I'd expect there to be an adverse selection issue too (startups most likely to
succeed are those that can pay for stuff with revenue or investors' cash;
startups most likely to hand out equity like candy are those that know they're
struggling)

------
jsmith72
Our firm has played with that concept already for number of years. However in
the last few years with easy access to funding capital it begs the question
why exchange equity for those items? It would seem then that this would appeal
to startups only if they can't get funding, which raises another question on
how viable of a startup is it?

With that said, we concluded that a capped equity swap might be acceptable. As
in where the service provider would be rewarded with up to 4x to 8x their or
the industry normal business rate for the services they performed. So a lawyer
normally charges $150/hr. He choose to only charge $50/hr in exchange for the
other $100/hr be some sort of investment. At payout time he could receive upto
$800/hr for services performed. Payment could be tied to any company metric.
This would be much easier to track then say % share of equity.

------
sharemywin
The equity in business is pretty low until it generates cashflow or contains
assets(traction). For businesses with traction their are already established
ways of getting investment capital. Also, I don't know if it makes sense for a
business to dillute it's equity for one time costs. If it were to be done, you
would need somekind of project plan to profitablity. And some kind of model
were nobody puts in effort until all the peices are in place. And how does the
project adapt if people don't deliver on their promise?

------
dmgrow
I'm never a fan of giving up equity in exchange for short-term services,
rather than a long-term commitment from an employee or investor.

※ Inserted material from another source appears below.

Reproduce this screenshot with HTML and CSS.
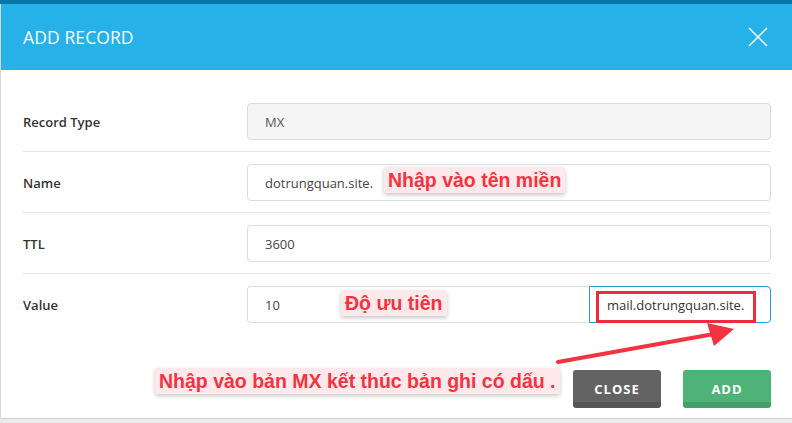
FILE: index.html
```
<!DOCTYPE html>
<html lang="vi">
<head>
<meta charset="utf-8">
<title>Add Record</title>
<link rel="stylesheet" href="styles.css">
</head>
<body>
<div class="topstrip"></div>
<div class="modal">
  <div class="modal-header">
    <h2 class="title">ADD RECORD</h2>
    <svg class="close-x" width="20" height="20" viewBox="0 0 20 20"><path d="M1 1L19 19M19 1L1 19" stroke="#fff" stroke-width="1.5" fill="none"/></svg>
  </div>
  <div class="modal-body">
    <div class="row">
      <div class="label">Record Type</div>
      <div class="field"><div class="input disabled">MX</div></div>
    </div>
    <div class="row">
      <div class="label">Name</div>
      <div class="field"><div class="input">dotrungquan.site.</div></div>
    </div>
    <div class="row">
      <div class="label">TTL</div>
      <div class="field"><div class="input">3600</div></div>
    </div>
    <div class="row last">
      <div class="label">Value</div>
      <div class="field split">
        <div class="input prio">10</div>
        <div class="input focus">mail.dotrungquan.site.</div>
      </div>
    </div>
  </div>
  <div class="modal-footer">
    <button class="btn btn-close">CLOSE</button>
    <button class="btn btn-add">ADD</button>
  </div>
</div>
<div class="note note-name">Nhập vào tên miền</div>
<div class="note note-prio">Độ ưu tiên</div>
<div class="note note-mx">Nhập vào bản MX kết thúc bản ghi có dấu .</div>
<svg class="overlay" width="792" height="423" viewBox="0 0 792 423">
  <rect x="597.5" y="292.5" width="157" height="29" fill="none" stroke="#ee2b3b" stroke-width="3"/>
  <line x1="558" y1="362" x2="714" y2="334" stroke="#f3333f" stroke-width="4" stroke-linecap="round"/>
  <polygon points="734,329 707,323 714,346" fill="#f3333f"/>
</svg>
</body>
</html>
```
FILE: styles.css
```
* { box-sizing: border-box; }
html, body { margin: 0; padding: 0; }
body {
  width: 792px;
  height: 423px;
  overflow: hidden;
  background: #ececec;
  font-family: "Open Sans", "Liberation Sans", sans-serif;
  position: relative;
}
.topstrip {
  height: 4px;
  background: #0a76a8;
}
.modal {
  background: #fff;
  border-bottom: 1px solid #d0d0d0;
  border-left: 1px solid #d8d8d8;
}
.modal-header {
  height: 66px;
  background: #26b1e8;
  display: flex;
  align-items: center;
  justify-content: space-between;
  padding: 0 24px 0 22px;
}
.title {
  margin: 0;
  color: #fff;
  font-size: 17.5px;
  font-weight: 400;
  letter-spacing: 0.1px;
}
.close-x { display: block; }
.modal-body {
  padding: 21px 21px 0 22px;
}
.row {
  display: grid;
  grid-template-columns: 224px 1fr;
  align-items: center;
  padding: 12px 0 11px;
  border-bottom: 1px solid #e6e6e6;
}
.row.last { border-bottom: none; }
.label {
  font-size: 13px;
  font-weight: 600;
  color: #333;
}
.field { display: flex; }
.input {
  flex: 1;
  height: 37px;
  border: 1px solid #dcdcdc;
  border-radius: 4px;
  padding-left: 17px;
  display: flex;
  align-items: center;
  font-size: 13px;
  color: #444;
  background: #fff;
}
.input.disabled { background: #f5f5f5; color: #555; }
.input.prio { border-radius: 4px 0 0 4px; border-right: none; }
.input.focus {
  flex: 0 0 182px;
  border-color: #2a9bd4;
  border-radius: 0 4px 4px 0;
  color: #333;
}
.modal-footer {
  display: flex;
  justify-content: flex-end;
  gap: 22px;
  padding: 36px 21px 10px 0;
}
.btn {
  width: 88px;
  height: 38px;
  border: none;
  border-radius: 3px;
  color: #fff;
  font-family: "Open Sans", "Liberation Sans", sans-serif;
  font-size: 13px;
  font-weight: 700;
  letter-spacing: 1px;
  padding: 0;
}
.btn-close {
  background: linear-gradient(#636363 0, #636363 32px, #555 32px, #555 100%);
}
.btn-add {
  background: linear-gradient(#4db376 0, #4db376 32px, #43a068 32px, #43a068 100%);
}
.note {
  position: absolute;
  height: 26px;
  line-height: 26px;
  padding: 0 4px;
  background: #fde9eb;
  color: #f3333f;
  font-family: "Liberation Sans", Arial, sans-serif;
  font-weight: 700;
  font-size: 19.5px;
  border-radius: 2px;
  box-shadow: 0 2px 4px rgba(0,0,0,0.22);
  white-space: nowrap;
}
.note-name { left: 384px; top: 167px; }
.note-prio { left: 341px; top: 290px; }
.note-mx { left: 155px; top: 368px; }
.overlay {
  position: absolute;
  left: 0;
  top: 0;
  pointer-events: none;
}
```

I wonder if you would have success attracting high-potential startups. It
would seem that most of these are able to raise money for the needs you talked
about, especialy since it appears easier than ever to raise a small seed
round.

As a result, you could be left with mediocre to low-quality startups only
which threatens the model.

------
BinaryAcid
I would be willing. I'm a believer in multiple streams of passive income so
this idea is a natural byproduct. I would love the opportunity to do small
pieces of development work in exchange for micro equity. In this way, I could
'invest' in a dozen different startups and thereby make some long term bets.
In todays climate, one win in ten has enough ROI to cover the cost of the
other nine.